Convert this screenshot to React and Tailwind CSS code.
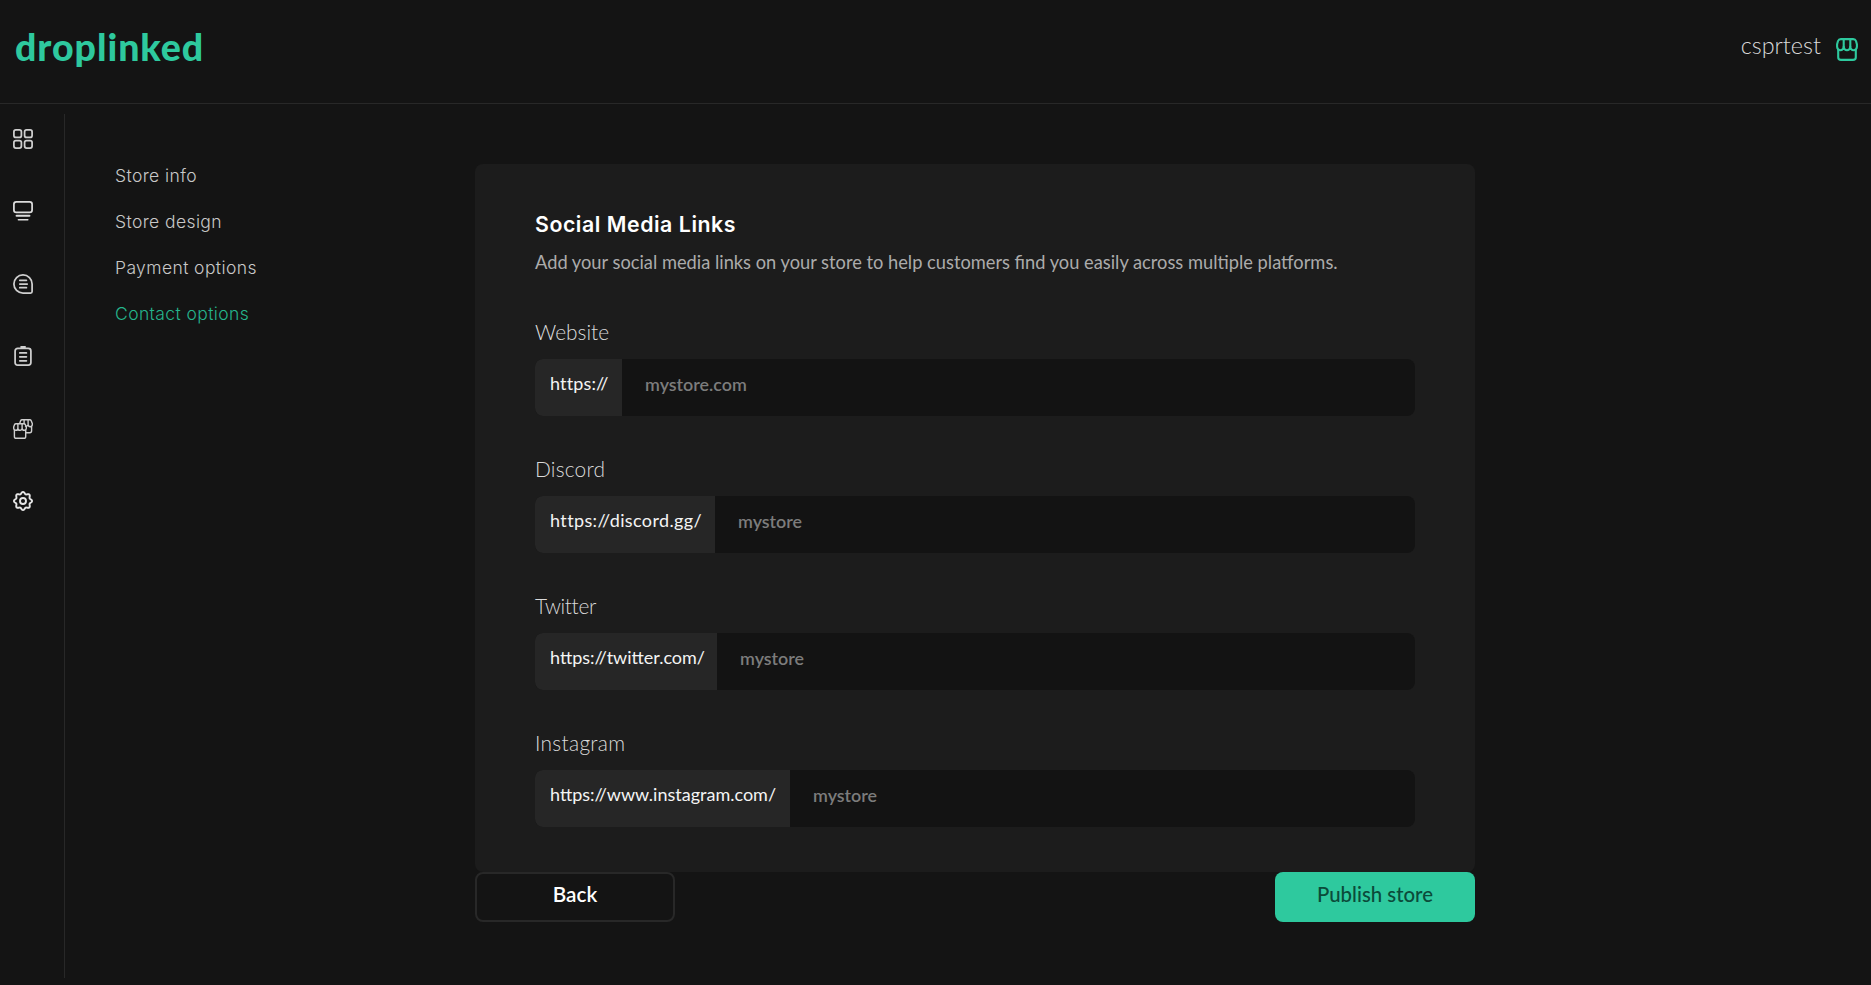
function Market({ className, strokeWidth = 2.1 }) {
  return (
    <svg viewBox="0 0 22 23" className={className} fill="none" stroke="currentColor" strokeWidth={strokeWidth} strokeLinecap="round" strokeLinejoin="round">
      <path d="M1.1 8.8V6.2L2 3Q2.7 1.1 4.8 1.1h12.4Q19.3 1.1 20 3l.9 3.2v2.6a3.3 3.4 0 0 1-6.6 0 3.3 3.4 0 0 1-6.6 0A3.3 3.4 0 0 1 1.1 8.8Z" />
      <path d="M7.7 1.1v7.7M14.3 1.1v7.7M2.2 11.6v7.6Q2.2 21.9 5 21.9h12q2.8 0 2.8-2.7v-7.6" />
    </svg>
  );
}

const gearPath =
  Array.from({ length: 97 }, (_, i) => {
    const a = (i / 96) * Math.PI * 2;
    const r = 8.1 + 0.95 * Math.cos(8 * a);
    return `${i ? 'L' : 'M'}${(10 + r * Math.sin(a)).toFixed(2)} ${(10 - r * Math.cos(a)).toFixed(2)}`;
  }).join('') + 'Z';

const iconProps = {
  viewBox: '0 0 20 20',
  className: 'h-5 w-5',
  fill: 'none',
  stroke: 'currentColor',
  strokeLinecap: 'round',
  strokeLinejoin: 'round',
};

function SideIcons() {
  return (
    <div className="flex flex-col gap-[52.4px] pl-[13px] pt-[25px] text-[#cfcfcf]">
      <svg {...iconProps} strokeWidth="1.75">
        <rect x="0.9" y="0.9" width="7.5" height="7.5" rx="2" />
        <rect x="11.6" y="0.9" width="7.5" height="7.5" rx="2" />
        <rect x="0.9" y="11.6" width="7.5" height="7.5" rx="2" />
        <rect x="11.6" y="11.6" width="7.5" height="7.5" rx="2" />
      </svg>
      <svg {...iconProps} strokeWidth="1.75" className="h-5 w-5 text-[#dcdcdc]">
        <rect x="0.9" y="0.9" width="18.2" height="10.4" rx="2.4" />
        <path d="M3.6 14.8h12.8" strokeWidth="2.1" />
        <path d="M5.4 18.7h9.4" strokeWidth="1.6" />
      </svg>
      <svg {...iconProps} strokeWidth="1.75">
        <path d="M10 0.9A9.1 9.1 0 0 1 19.1 10v7.6q0 1.5-1.5 1.5H10A9.1 9.1 0 0 1 10 0.9Z" />
        <path d="M6.8 6.3h6.6M6.8 10h7.4M6.8 13.7h6.6" />
      </svg>
      <svg {...iconProps} strokeWidth="1.75">
        <rect x="2.1" y="2.3" width="15.8" height="16.8" rx="2.6" />
        <path d="M8.2 1h3.8" strokeWidth="2" />
        <path d="M6.8 6.9h6.6M6.8 10.8h6.6M6.8 14.8h6.6" />
      </svg>
      <svg {...iconProps} strokeWidth="1.4">
        <path d="M0.7 9.2V8l.8-2.3q.4-1 1.5-1h7.9q1.1 0 1.5 1L13.3 8v1.2a2.1 2.1 0 0 1-4.2 0 2.1 2.1 0 0 1-4.2 0 2.1 2.1 0 0 1-4.2 0ZM4.9 4.7v4.5M9.1 4.7v4.5" />
        <path d="M1.4 11.2v6.2q0 1.9 1.9 1.9h7.5q1.9 0 1.9-1.9v-6.2" />
        <path d="M6.7 4.5l.9-2.8q.4-1 1.5-1h7.6q1.1 0 1.5 1l1.1 2.7v1.2a2.1 2.1 0 0 1-4.2 0 2.1 2.1 0 0 1-2.6 1.5M11.1.7v3.8M15.1.7v4.9M18.6 7.6v4.2q0 1.9-1.9 1.9h-3.5" />
      </svg>
      <svg {...iconProps} strokeWidth="1.9" className="h-5 w-5 text-[#e6e6e6]">
        <path d={gearPath} />
        <circle cx="10" cy="10" r="3" />
      </svg>
    </div>
  );
}

function Field({ label, labelClass = '', prefix, prefixClass, placeholder }) {
  return (
    <div className="flex flex-col gap-[15px]">
      <label className={`pt-px text-[20.9px] font-light leading-6 text-[#dadada] ${labelClass}`}>{label}</label>
      <div className="flex h-[57px] overflow-hidden rounded-lg bg-[#131313]">
        <div className={`flex shrink-0 items-center bg-[#262626] pb-[9px] pl-[15px] text-[18px] leading-6 text-[#f4f4f4] ${prefixClass}`}>{prefix}</div>
        <input
          className="min-w-0 flex-1 bg-transparent pb-[7px] pl-[23px] text-[17.9px] font-semibold leading-6 text-white outline-none placeholder:text-[#7c7c7c] placeholder:opacity-100"
          placeholder={placeholder}
        />
      </div>
    </div>
  );
}

export default function App() {
  return (
    <div className="flex h-screen flex-col overflow-hidden bg-[#141414] font-['Lato',sans-serif] text-white">
      <header className="flex h-[104px] shrink-0 items-start justify-between border-b border-[#282828] pl-[15px] pr-[13px]">
        <div className="pt-[25px] text-[37.5px] font-black leading-[44px] tracking-[0.95px] text-[#2ec99e]">droplinked</div>
        <div className="flex items-start gap-[15px]">
          <span className="pt-[29px] text-[23.4px] font-light leading-8 text-[#dadada]">csprtest</span>
          <Market className="mt-[38px] h-[23px] w-[22px] text-[#2ec99e]" />
        </div>
      </header>
      <div className="flex min-h-0 flex-1">
        <aside className="flex w-[65px] shrink-0 flex-col">
          <div className="mb-[7px] mt-2.5 flex-1 border-r border-[#282828]">
            <div className="-mt-2.5">
              <SideIcons />
            </div>
          </div>
        </aside>
        <nav className="flex w-[410px] shrink-0 flex-col pl-[50px] pt-[49px] font-['Inter',sans-serif] text-[17.5px] font-light leading-[46px] tracking-[0.4px] text-[#c8c8c8]">
          <a>Store info</a>
          <a>Store design</a>
          <a>Payment options</a>
          <a className="text-[#25b58c]">Contact options</a>
        </nav>
        <main className="w-[1000px] pt-[60px]">
          <section className="rounded-lg bg-[#1c1c1c] px-[60px] pb-[45px] pt-[45px]">
            <h1 className="font-['Inter',sans-serif] text-[21.3px] font-semibold leading-[30px] tracking-[0.55px]">Social Media Links</h1>
            <p className="mt-[10px] whitespace-nowrap text-[18.28px] leading-[26px] text-[#ababab]">
              Add your social media links on your store to help customers find you easily across multiple platforms.
            </p>
            <div className="mt-11 flex flex-col gap-10">
              <Field label="Website" prefix="https://" prefixClass="w-[87px] tracking-[0.15px]" placeholder="mystore.com" />
              <Field label="Discord" labelClass="tracking-[0.2px]" prefix="https://discord.gg/" prefixClass="w-[180px] tracking-[0.38px]" placeholder="mystore" />
              <Field label="Twitter" labelClass="tracking-[-0.35px]" prefix="https://twitter.com/" prefixClass="w-[182px]" placeholder="mystore" />
              <Field label="Instagram" labelClass="tracking-[0.3px]" prefix="https://www.instagram.com/" prefixClass="w-[255px]" placeholder="mystore" />
            </div>
          </section>
          <div className="flex justify-between">
            <button className="h-[50px] w-[200px] rounded-lg border-2 border-[#282828] pb-1.5 text-[20.7px] font-semibold leading-6">Back</button>
            <button className="h-[50px] w-[200px] rounded-lg bg-[#2ec99e] pb-1.5 text-[20.4px] font-medium leading-6 text-[#0b4b3a]">Publish store</button>
          </div>
        </main>
      </div>
    </div>
  );
}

□ □ □ □ □

● EXERCISE DIRECTIONS: Transcribe the material as is, with images omitted.

● SOLUTION TO THIS EXERCISE:
Convert this screenshot to React and Tailwind CSS code.
function Market({ className, strokeWidth = 2.1 }) {
  return (
    <svg viewBox="0 0 22 23" className={className} fill="none" stroke="currentColor" strokeWidth={strokeWidth} strokeLinecap="round" strokeLinejoin="round">
      <path d="M1.1 8.8V6.2L2 3Q2.7 1.1 4.8 1.1h12.4Q19.3 1.1 20 3l.9 3.2v2.6a3.3 3.4 0 0 1-6.6 0 3.3 3.4 0 0 1-6.6 0A3.3 3.4 0 0 1 1.1 8.8Z" />
      <path d="M7.7 1.1v7.7M14.3 1.1v7.7M2.2 11.6v7.6Q2.2 21.9 5 21.9h12q2.8 0 2.8-2.7v-7.6" />
    </svg>
  );
}

const gearPath =
  Array.from({ length: 97 }, (_, i) => {
    const a = (i / 96) * Math.PI * 2;
    const r = 8.1 + 0.95 * Math.cos(8 * a);
    return `${i ? 'L' : 'M'}${(10 + r * Math.sin(a)).toFixed(2)} ${(10 - r * Math.cos(a)).toFixed(2)}`;
  }).join('') + 'Z';

const iconProps = {
  viewBox: '0 0 20 20',
  className: 'h-5 w-5',
  fill: 'none',
  stroke: 'currentColor',
  strokeLinecap: 'round',
  strokeLinejoin: 'round',
};

function SideIcons() {
  return (
    <div className="flex flex-col gap-[52.4px] pl-[13px] pt-[25px] text-[#cfcfcf]">
      <svg {...iconProps} strokeWidth="1.75">
        <rect x="0.9" y="0.9" width="7.5" height="7.5" rx="2" />
        <rect x="11.6" y="0.9" width="7.5" height="7.5" rx="2" />
        <rect x="0.9" y="11.6" width="7.5" height="7.5" rx="2" />
        <rect x="11.6" y="11.6" width="7.5" height="7.5" rx="2" />
      </svg>
      <svg {...iconProps} strokeWidth="1.75" className="h-5 w-5 text-[#dcdcdc]">
        <rect x="0.9" y="0.9" width="18.2" height="10.4" rx="2.4" />
        <path d="M3.6 14.8h12.8" strokeWidth="2.1" />
        <path d="M5.4 18.7h9.4" strokeWidth="1.6" />
      </svg>
      <svg {...iconProps} strokeWidth="1.75">
        <path d="M10 0.9A9.1 9.1 0 0 1 19.1 10v7.6q0 1.5-1.5 1.5H10A9.1 9.1 0 0 1 10 0.9Z" />
        <path d="M6.8 6.3h6.6M6.8 10h7.4M6.8 13.7h6.6" />
      </svg>
      <svg {...iconProps} strokeWidth="1.75">
        <rect x="2.1" y="2.3" width="15.8" height="16.8" rx="2.6" />
        <path d="M8.2 1h3.8" strokeWidth="2" />
        <path d="M6.8 6.9h6.6M6.8 10.8h6.6M6.8 14.8h6.6" />
      </svg>
      <svg {...iconProps} strokeWidth="1.4">
        <path d="M0.7 9.2V8l.8-2.3q.4-1 1.5-1h7.9q1.1 0 1.5 1L13.3 8v1.2a2.1 2.1 0 0 1-4.2 0 2.1 2.1 0 0 1-4.2 0 2.1 2.1 0 0 1-4.2 0ZM4.9 4.7v4.5M9.1 4.7v4.5" />
        <path d="M1.4 11.2v6.2q0 1.9 1.9 1.9h7.5q1.9 0 1.9-1.9v-6.2" />
        <path d="M6.7 4.5l.9-2.8q.4-1 1.5-1h7.6q1.1 0 1.5 1l1.1 2.7v1.2a2.1 2.1 0 0 1-4.2 0 2.1 2.1 0 0 1-2.6 1.5M11.1.7v3.8M15.1.7v4.9M18.6 7.6v4.2q0 1.9-1.9 1.9h-3.5" />
      </svg>
      <svg {...iconProps} strokeWidth="1.9" className="h-5 w-5 text-[#e6e6e6]">
        <path d={gearPath} />
        <circle cx="10" cy="10" r="3" />
      </svg>
    </div>
  );
}

function Field({ label, labelClass = '', prefix, prefixClass, placeholder }) {
  return (
    <div className="flex flex-col gap-[15px]">
      <label className={`pt-px text-[20.9px] font-light leading-6 text-[#dadada] ${labelClass}`}>{label}</label>
      <div className="flex h-[57px] overflow-hidden rounded-lg bg-[#131313]">
        <div className={`flex shrink-0 items-center bg-[#262626] pb-[9px] pl-[15px] text-[18px] leading-6 text-[#f4f4f4] ${prefixClass}`}>{prefix}</div>
        <input
          className="min-w-0 flex-1 bg-transparent pb-[7px] pl-[23px] text-[17.9px] font-semibold leading-6 text-white outline-none placeholder:text-[#7c7c7c] placeholder:opacity-100"
          placeholder={placeholder}
        />
      </div>
    </div>
  );
}

export default function App() {
  return (
    <div className="flex h-screen flex-col overflow-hidden bg-[#141414] font-['Lato',sans-serif] text-white">
      <header className="flex h-[104px] shrink-0 items-start justify-between border-b border-[#282828] pl-[15px] pr-[13px]">
        <div className="pt-[25px] text-[37.5px] font-black leading-[44px] tracking-[0.95px] text-[#2ec99e]">droplinked</div>
        <div className="flex items-start gap-[15px]">
          <span className="pt-[29px] text-[23.4px] font-light leading-8 text-[#dadada]">csprtest</span>
          <Market className="mt-[38px] h-[23px] w-[22px] text-[#2ec99e]" />
        </div>
      </header>
      <div className="flex min-h-0 flex-1">
        <aside className="flex w-[65px] shrink-0 flex-col">
          <div className="mb-[7px] mt-2.5 flex-1 border-r border-[#282828]">
            <div className="-mt-2.5">
              <SideIcons />
            </div>
          </div>
        </aside>
        <nav className="flex w-[410px] shrink-0 flex-col pl-[50px] pt-[49px] font-['Inter',sans-serif] text-[17.5px] font-light leading-[46px] tracking-[0.4px] text-[#c8c8c8]">
          <a>Store info</a>
          <a>Store design</a>
          <a>Payment options</a>
          <a className="text-[#25b58c]">Contact options</a>
        </nav>
        <main className="w-[1000px] pt-[60px]">
          <section className="rounded-lg bg-[#1c1c1c] px-[60px] pb-[45px] pt-[45px]">
            <h1 className="font-['Inter',sans-serif] text-[21.3px] font-semibold leading-[30px] tracking-[0.55px]">Social Media Links</h1>
            <p className="mt-[10px] whitespace-nowrap text-[18.28px] leading-[26px] text-[#ababab]">
              Add your social media links on your store to help customers find you easily across multiple platforms.
            </p>
            <div className="mt-11 flex flex-col gap-10">
              <Field label="Website" prefix="https://" prefixClass="w-[87px] tracking-[0.15px]" placeholder="mystore.com" />
              <Field label="Discord" labelClass="tracking-[0.2px]" prefix="https://discord.gg/" prefixClass="w-[180px] tracking-[0.38px]" placeholder="mystore" />
              <Field label="Twitter" labelClass="tracking-[-0.35px]" prefix="https://twitter.com/" prefixClass="w-[182px]" placeholder="mystore" />
              <Field label="Instagram" labelClass="tracking-[0.3px]" prefix="https://www.instagram.com/" prefixClass="w-[255px]" placeholder="mystore" />
            </div>
          </section>
          <div className="flex justify-between">
            <button className="h-[50px] w-[200px] rounded-lg border-2 border-[#282828] pb-1.5 text-[20.7px] font-semibold leading-6">Back</button>
            <button className="h-[50px] w-[200px] rounded-lg bg-[#2ec99e] pb-1.5 text-[20.4px] font-medium leading-6 text-[#0b4b3a]">Publish store</button>
          </div>
        </main>
      </div>
    </div>
  );
}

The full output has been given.